Однако и через восемь дней, лежа в постели на твердой земле в отеле в Гавре и с отвращением глядя на поднос с едой, стоявший на тумбочке, Импрес, по-прежнему, чувствовала тошноту, и тогда она поняла с внезапной слабостью и страхом, что не морская болезнь, не тряска в поезде, не физическая усталость и эмоциональное потрясение, вызванные внезапным отъездом, были причиной ее недомогания.

Скорее всего, Трею предстоит стать отцом второй раз за этот год. А может быть, кроме нее и Валерии, есть и другие беременные любовницы, которых осчастливил пользующийся самым большим спросом в Монтане бакалавр подумала она. Он, если верить слухам, определенно установил в этом деле рекорд.

Но по мере того как проходил день, негодование Импрес на Трея смягчилось воспоминаниями о том, какой счастливой и наполненной сделал он ее жизнь. У нее будет ребенок от Трея, думала она, не пытаясь понять резкого душевного перехода. Ребенок, который будет всегда напоминать о нем.

— Здравствуй, малыш, — выдохнула она тихо, ожидание и нежность звучали одновременно в ее голосе.
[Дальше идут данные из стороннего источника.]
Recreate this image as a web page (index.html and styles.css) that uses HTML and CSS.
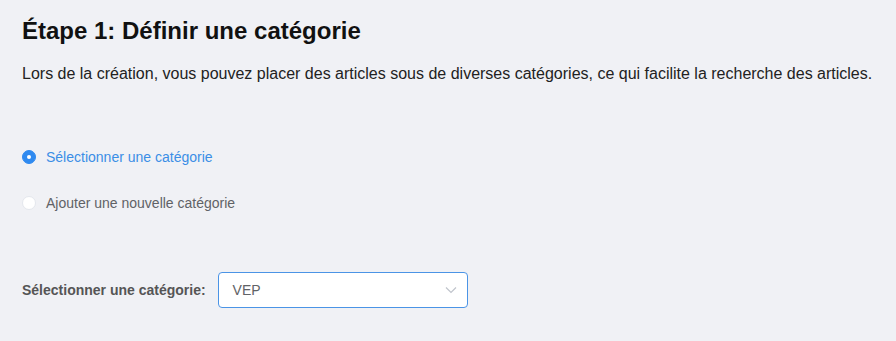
FILE: index.html
```html
<!DOCTYPE html>
<html>
<head>
  <title>Étape 1</title>
  <meta charset="UTF-8">
  <link rel="stylesheet" href="styles.css">
</head>
<body>
  <div class="step">
    <h1>Étape 1: Définir une catégorie</h1>
    <p class="intro">Lors de la création, vous pouvez placer des articles sous de diverses catégories, ce qui facilite la recherche des articles.</p>

    <div class="radio-group">
      <label class="radio checked">
        <span class="radio-dot"></span>
        <span class="radio-label">Sélectionner une catégorie</span>
      </label>
      <label class="radio">
        <span class="radio-dot"></span>
        <span class="radio-label">Ajouter une nouvelle catégorie</span>
      </label>
    </div>

    <div class="form-row">
      <span class="form-label">Sélectionner une catégorie:</span>
      <div class="select">
        <span class="select-value">VEP</span>
        <svg class="select-arrow" width="12" height="8" viewBox="0 0 12 8">
          <path d="M1 1.5 L6 6.5 L11 1.5" fill="none" stroke="#c0c4cc" stroke-width="1.2"/>
        </svg>
      </div>
    </div>
  </div>
</body>
</html>
```

FILE: styles.css
```css
body {
  margin: 0;
  background-color: #f0f1f5;
  font-family: "Liberation Sans", Arial, sans-serif;
  color: #222;
}

.step {
  padding: 17px 22px;
}

h1 {
  margin: 0;
  font-size: 24px;
  font-weight: 700;
  color: #111;
  line-height: 28px;
}

.intro {
  margin: 19px 0 0;
  font-size: 16px;
  line-height: 20px;
  color: #222;
}

.radio-group {
  margin-top: 65px;
  display: flex;
  flex-direction: column;
  gap: 30px;
}

.radio {
  display: flex;
  align-items: center;
  font-size: 14px;
  line-height: 16px;
  color: #606266;
  cursor: pointer;
}

.radio-dot {
  width: 12px;
  height: 12px;
  border: 1px solid #e4e7ed;
  border-radius: 50%;
  background-color: #fff;
  margin-right: 10px;
  position: relative;
}

.radio.checked {
  color: #3a8ee6;
}

.radio.checked .radio-dot {
  background-color: #2f8af0;
  border-color: #2f8af0;
}

.radio.checked .radio-dot:after {
  content: "";
  position: absolute;
  width: 4px;
  height: 4px;
  border-radius: 50%;
  background-color: #fff;
  left: 4px;
  top: 4px;
}

.form-row {
  margin-top: 61px;
  display: flex;
  align-items: center;
}

.form-label {
  font-size: 14px;
  font-weight: 700;
  color: #555;
  margin-right: 12px;
}

.select {
  width: 224px;
  height: 34px;
  border: 1px solid #4b94e6;
  border-radius: 4px;
  background-color: #fff;
  display: flex;
  align-items: center;
  justify-content: space-between;
  padding: 0 10px 0 14px;
}

.select-value {
  font-size: 14px;
  color: #606266;
}
```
Но кроме тихого счастья, которое она испытывала от того, что у них будет ребенок, Импрес понимала, какие прозаические, лишенные наивного блаженства проблемы появятся у нее. Особенно в ее теперешнем положении, без мужа. Едва ли благоприятное начало для жизни в аристократическом свете, который они покинули пять лет тому назад, подумала она с усмешкой. Графиня де Жордан вернулась — молодая, одинокая и беременная.

Конечно, ее нынешняя путаница мыслей куда менее угрожающа, чем голод, с которым она и дети столкнулись прошлой зимой, прагматично напомнила она себе. А с деньгами Трея, дополненными какой-нибудь убедительной историей, положение ее может быть улучшено.

Поломав некоторое время голову, напрягая свои творческие способности, Импрес придумала благопристойную историю, как она вышла замуж, и при каких обстоятельствах умер муж, и теперь горькая утрата станет менее горькой.

Волнуясь, она рассказала детям о беременности, сочетая искренность с недомолвками, объяснила причины фиктивного замужества. Затем, затаив дыхание, она подождала их реакции на крайнюю необычность ситуации.